By breaking apart a traditional service that offers multiple endpoints into multiple nanoservices you can scale at the macro level as well as offer agility in terms of developers in your organisation working in different programming languages or operating systems or different architectures.
A lot of this is made simpler thanks to orchestration technologies such as Kubernetes because rather than provisioning VMs or hardware for individual services you can push the service onto your cluster of servers and the orchestator will appropriately place the service onto hardware that has enough free resources.
On the other hand though, managing tens or hundreds of services instead of several larger services makes logging and internal communication a harder problem - an incoming external request might fail somewhere in the pipe as it touches 50 odd services so you’ve got to be able to trace the request and capture enough context in your logs that it’s possible to actually debug problems.
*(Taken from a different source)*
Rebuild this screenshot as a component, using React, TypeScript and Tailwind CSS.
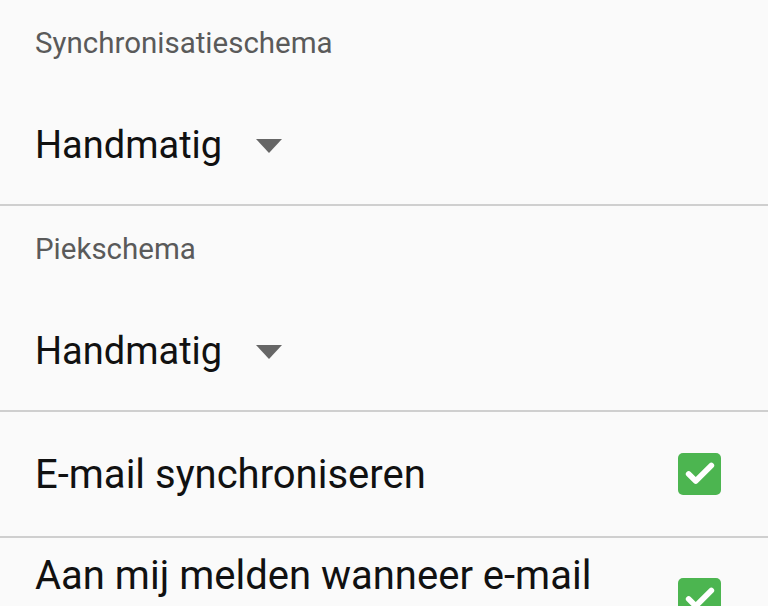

I’m sure I heard Matt or Jonas describe the Mondo architecture as “essentially a distributed tracer and logging platform that happens to also do banking”.
Most services have several endpoints – but it varies a lot. The average looks to be around 3, though the largest service has around 25 endpoints. I’m not 100% sure whether you’d classify them as micro- or nano- services to be honest.
We actually are already using NSQ as an asynchronous message queue – in contrast to Rabbit which we used as a synchronous bus (requests and replies). We really like how simple it is to operate and how performant it is, but because durability is so important to us, we’re going to be switching to Kafka soon.
This is a great read @oliver. Thanks for sharing all of it.
I notice that even for cases where you need ACID-like consistency, the tools you mention are quite new and you don’t even talk about using traditional stuff like the big relational DBs. Can you explain why? Do you think they are inferior?
SQL might not be cool, but it’s well understood and robust and it has its use cases. I’m interested in the reasons you’d pick a tool that’s still in research, as opposed to something that’s been proven in production for years.